The third issue was a widely voiced concern about protectionism, which coincidentally reared its head as I returned to the UK this weekend. This crisis has clearly demonstrated the interconnected world in which we live. However if fiscal stimulus measures like that passed in the US last week, into which was inserted a "buy american" clause, preclude or limit trade outside national borders then an unpleasant sequence of events could occur. Other countries/trading blocs will respond to tariff barriers by erecting their own and before we know it we will find ourselves moving from recession to depression. Students of history will know that this is what the US did in the 1930's. The calls from the Russian Prime Minister and the Chinese Premier to move from a unipolar world centred on the US to a multi polar world will seem all the stronger. The taxi driver who picked me up from the airport proceeded to tell me that we should prioritise British workers over foreign nationals for employment opportunities thereby indicating how close to the surface this sentiment is.

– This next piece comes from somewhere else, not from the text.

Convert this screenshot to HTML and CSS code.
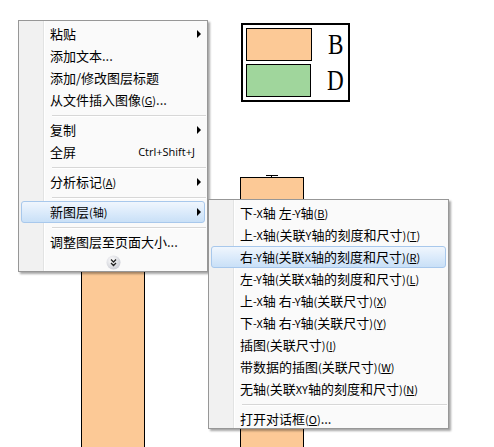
FILE: index.html
```html
<!DOCTYPE html>
<html>
<head>
<meta charset="utf-8">
<link rel="stylesheet" href="styles.css">
</head>
<body>
<div class="stage">
  <div class="legend">
    <div class="lg-row"><span class="sw sw-orange"></span><span class="lg-label">B</span></div>
    <div class="lg-row"><span class="sw sw-green"></span><span class="lg-label">D</span></div>
  </div>
  <div class="bar bar-left"></div>
  <div class="bar bar-right"><span class="errcap"></span></div>

  <div class="menu main-menu">
    <div class="item sub">粘贴<span class="arrow"></span></div>
    <div class="item">添加文本...</div>
    <div class="item">添加/修改图层标题</div>
    <div class="item">从文件插入图像<span class="acc">(<u>G</u>)</span>...</div>
    <div class="sep"></div>
    <div class="item sub">复制<span class="arrow"></span></div>
    <div class="item">全屏<span class="shortcut">Ctrl+Shift+J</span></div>
    <div class="sep"></div>
    <div class="item sub">分析标记<span class="acc">(<u>A</u>)</span><span class="arrow"></span></div>
    <div class="sep"></div>
    <div class="item sub hot">新图层<span class="acc">(轴)</span><span class="arrow"></span></div>
    <div class="sep"></div>
    <div class="item">调整图层至页面大小...</div>
    <div class="more">
      <svg width="15" height="15" viewBox="0 0 15 15">
        <defs>
          <radialGradient id="g" cx="40%" cy="35%" r="70%">
            <stop offset="0" stop-color="#ffffff"/>
            <stop offset="1" stop-color="#c9cbd3"/>
          </radialGradient>
        </defs>
        <circle cx="7.5" cy="7.5" r="7" fill="url(#g)"/>
        <path d="M5 4.5 L7.5 7 L10 4.5 M5 8 L7.5 10.5 L10 8" fill="none" stroke="#222" stroke-width="1.3"/>
      </svg>
    </div>
  </div>

  <div class="menu sub-menu">
    <div class="item">下<span class="lat">-X</span>轴 左<span class="lat">-Y</span>轴<span class="acc">(<u>B</u>)</span></div>
    <div class="item">上<span class="lat">-X</span>轴<span class="acc">(</span>关联<span class="lat">Y</span>轴的刻度和尺寸<span class="acc">)(<u>T</u>)</span></div>
    <div class="item hot">右<span class="lat">-Y</span>轴<span class="acc">(</span>关联<span class="lat">X</span>轴的刻度和尺寸<span class="acc">)(<u>R</u>)</span></div>
    <div class="item">左<span class="lat">-Y</span>轴<span class="acc">(</span>关联<span class="lat">X</span>轴的刻度和尺寸<span class="acc">)(<u>L</u>)</span></div>
    <div class="item">上<span class="lat">-X</span>轴 右<span class="lat">-Y</span>轴<span class="acc">(</span>关联尺寸<span class="acc">)(<u>X</u>)</span></div>
    <div class="item">下<span class="lat">-X</span>轴 右<span class="lat">-Y</span>轴<span class="acc">(</span>关联尺寸<span class="acc">)(<u>Y</u>)</span></div>
    <div class="item">插图<span class="acc">(</span>关联尺寸<span class="acc">)(<u>I</u>)</span></div>
    <div class="item">带数据的插图<span class="acc">(</span>关联尺寸<span class="acc">)(<u>W</u>)</span></div>
    <div class="item">无轴<span class="acc">(</span>关联<span class="lat">XY</span>轴的刻度和尺寸<span class="acc">)(<u>N</u>)</span></div>
    <div class="sep"></div>
    <div class="item">打开对话框<span class="acc">(<u>O</u>)</span>...</div>
  </div>
</div>
</body>
</html>
```
FILE: styles.css
```css
* { box-sizing: border-box; }
html, body { margin: 0; padding: 0; background: #ffffff; }
.stage {
  position: relative;
  width: 494px;
  height: 447px;
  overflow: hidden;
  font-family: "Noto Sans CJK SC", "Noto Sans", sans-serif;
}

/* chart canvas */
.legend {
  position: absolute;
  left: 241px;
  top: 23px;
  width: 109px;
  height: 79px;
  border: 2px solid #000;
  padding: 3px 0 0 3px;
  display: flex;
  flex-direction: column;
  gap: 3px;
}
.lg-row { display: flex; align-items: center; height: 33px; }
.sw { width: 66px; height: 33px; border: 1.5px solid #000; display: block; }
.sw-orange { background: #fcc996; }
.sw-green { background: #a0d69c; }
.lg-label {
  font-family: "Liberation Serif", serif;
  font-size: 29px;
  line-height: 33px;
  margin-left: 16px;
  transform: scaleX(0.8);
  transform-origin: left center;
  color: #000;
}
.bar {
  position: absolute;
  background: #fcc996;
  border: 1px solid #000;
  border-bottom: none;
}
.bar-left { left: 81px; top: 250px; width: 64px; height: 200px; }
.bar-right { left: 240px; top: 177px; width: 64px; height: 280px; }
.errcap {
  position: absolute;
  left: 25px;
  top: -3px;
  width: 12px;
  height: 3px;
  border-top: 1px solid #000;
}
.errcap::after {
  content: "";
  position: absolute;
  left: 5px;
  top: 0;
  width: 1px;
  height: 2px;
  background: #000;
}

/* menus */
.menu {
  position: absolute;
  border: 1px solid #979797;
  background: linear-gradient(to right, #f1f1f1 0, #f1f1f1 24px, #e2e3e3 24px, #e2e3e3 25px, #ffffff 25px, #ffffff 26px, #fafafa 26px);
  box-shadow: 2px 2px 2px rgba(0, 0, 0, 0.35);
  padding: 2px 0 1px;
  font-size: 13px;
  color: #000;
}
.main-menu { left: 18px; top: 20px; width: 190px; height: 252px; }
.sub-menu { left: 208px; top: 199px; width: 241px; height: 230px; z-index: 2; }

.item {
  position: relative;
  height: 22px;
  line-height: 22px;
  padding-left: 30px;
  margin: 0 2px 0 2px;
  padding-left: 28px;
  white-space: nowrap;
  display: flex;
  align-items: center;
  border: 1px solid transparent;
  border-radius: 3px;
}
.item.hot {
  background: linear-gradient(to bottom, #f0f6fd 0%, #dcebfb 50%, #c9e0f7 100%);
  border-color: #a8c8ec;
}
.acc { font-size: 11px; }
.acc u { text-decoration: underline; text-underline-offset: 1px; }
.lat { font-size: 11px; }
.arrow {
  position: absolute;
  right: 3px;
  top: 6px;
  width: 0;
  height: 0;
  border-top: 4px solid transparent;
  border-bottom: 4px solid transparent;
  border-left: 4px solid #000;
}
.shortcut {
  margin-left: auto;
  margin-right: 9px;
  font-family: "Open Sans", "Noto Sans", sans-serif;
  font-size: 11px;
}
.sep {
  height: 8px;
  margin-left: 33px;
  margin-right: 1px;
  display: flex;
  align-items: center;
}
.sep::before {
  content: "";
  display: block;
  width: 100%;
  height: 1px;
  background: #d7d7d7;
  box-shadow: 0 1px 0 #ffffff;
}
.more {
  height: 18px;
  display: flex;
  justify-content: center;
  align-items: center;
}
.more svg { display: block; }
```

My final observation is that there are some outstanding communicators who can make the most complex issues seem soluble. There were two ex politicians, Tony Blair and Bill Clinton who were quite superb and perhaps without the burden of office, now see things particularly clearly. The financier who most impressed me was Henry Kravis, founder of KKR whose view of the world and solutions to his own industry's challenges were very clear.

The ICAEW is the only professional body in the world with membership of the World Economic Forum and present at Davos. This allowed me to make contributions in debates and with delegates around issues as diverse as fair value accounting, corporate governance reform, accounting for externalities, future financial regulation and global climate change. For these reasons and for the profile it gives the ICAEW, it remains a useful membership to continue.